Their relationship as spiritual father and son was based on mentorship. Paul invested time in training and equipping Timothy for Christian leadership and ministry. He provided Timothy with guidance, encouragement, and correction. 1 and 2 Timothy are addressed directly to Timothy and provide instructions and encouragement for his work as a missionary pastor and church leader.

But it was more than a classroom school of missions. They journeyed in mission together, they walked and worked together. Timothy accompanied Paul on his missionary journeys and in Philippians, Colossians, 1 and 2 Thessalonians Timothy is referred to as co-author or co-sender alongside Paul.

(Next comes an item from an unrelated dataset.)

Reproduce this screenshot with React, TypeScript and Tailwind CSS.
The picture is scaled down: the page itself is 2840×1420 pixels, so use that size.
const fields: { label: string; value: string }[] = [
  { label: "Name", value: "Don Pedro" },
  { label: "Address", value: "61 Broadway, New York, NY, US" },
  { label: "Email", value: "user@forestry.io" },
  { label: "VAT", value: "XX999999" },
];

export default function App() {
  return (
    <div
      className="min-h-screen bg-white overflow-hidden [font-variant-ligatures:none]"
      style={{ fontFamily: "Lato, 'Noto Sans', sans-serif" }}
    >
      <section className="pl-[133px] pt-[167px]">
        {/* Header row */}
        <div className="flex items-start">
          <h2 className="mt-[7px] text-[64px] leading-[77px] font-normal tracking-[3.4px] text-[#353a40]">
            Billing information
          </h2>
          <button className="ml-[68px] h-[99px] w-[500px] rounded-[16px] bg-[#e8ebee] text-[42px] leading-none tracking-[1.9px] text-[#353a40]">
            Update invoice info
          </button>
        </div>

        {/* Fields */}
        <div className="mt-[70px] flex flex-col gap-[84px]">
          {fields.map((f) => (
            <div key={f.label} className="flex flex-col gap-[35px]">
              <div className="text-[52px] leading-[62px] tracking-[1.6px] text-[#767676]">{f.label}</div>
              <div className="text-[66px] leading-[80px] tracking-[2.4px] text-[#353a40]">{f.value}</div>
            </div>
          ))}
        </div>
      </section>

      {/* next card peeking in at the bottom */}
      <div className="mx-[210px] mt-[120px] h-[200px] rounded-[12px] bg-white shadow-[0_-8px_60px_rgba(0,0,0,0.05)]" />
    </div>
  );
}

Then collaboration morphed into delegation. Paul entrusted Timothy with important responsibilities, such as overseeing the church in Ephesus. In 1 and 2 Corinthians Timothy is also mentioned as having been sent by Paul to the church in Corinth.
Later on there was a clear succession policy. As Paul neared the end of his life, he saw Timothy as a successor whom he could trust to continue the work of the gospel after he was gone (2 Tim 2:2).

It is worth noticing some specific areas in this mentoring relationship.

1. Biblical truth was hugely central in Paul’s training. He taught Timothy to preserve and pass on sound doctrine (2 Tim 2:2). The Pastoral Epistles show Paul training Timothy to teach others and confront false teachers and impure doctrine. The Ephesian church was being threatened by false teachers spreading unbiblical teachings and controversies (1 Tim 1:3-7, 6:3-5). Timothy was tasked with confronting these false teachers and ensuring the church remained grounded in sound Biblical truth. He was to refute the myths and endless genealogies being spread in the church (1 Tim 1:4). Timothy was to teach “what is in accord with sound doctrine” (1 Tim 1:10)

2. Timothy was encouraged to live a godly life that matched the doctrine, to be an example of godliness and to walk in the truths he taught (1 Tim 4:6, 2 Tim 3:14)

3. Timothy was trained to confront moral and ethical Issues. 1 and 2 Timothy address problems like greed, materialism, and immoral behaviour within the church (1 Tim 6:3-10, 2 Tim 3:1-5). Timothy had to provide clear moral leadership and discipline to address these problems.

4. Generational Tensions. There were challenges in how older and younger members of the church should relate to each other (1 Tim 5:1-2, 4:12). Timothy had to navigate these age-related dynamics as a relatively young leader himself.

5. Perseverance in Ministry. Timothy faced opposition and discouragement in his pastoral work (2 Tim 1:6-8, 4:5). Paul urged him to remain steadfast, to endure suffering and to continue preaching the gospel faithfully.

6. Church Administration and Leadership. As the overseer of the church, Timothy had to deal with practical matters like appointing qualified elders and deacons (1 Tim 3:1-13). He had to exercise wise judgment in leading the church.

7. Timothy was to delegate to and train others. Paul told Timothy to entrust the gospel message to “reliable people who will also be qualified to teach others” (2 Tim 2:2). This would ensure the church’s teaching and leadership would continue after Paul and Timothy.

All in all, Paul took an unknown young man in Acts 16 in Lystra and invested in him in such a way as to raise him up to be an early church leader. Isn’t that one of the ultimate tests of missionary work? When I go, will the work continue? Paul surely got that one right! Should we not apply that “P/T (Paul/Timothy) test” to any church or mission work?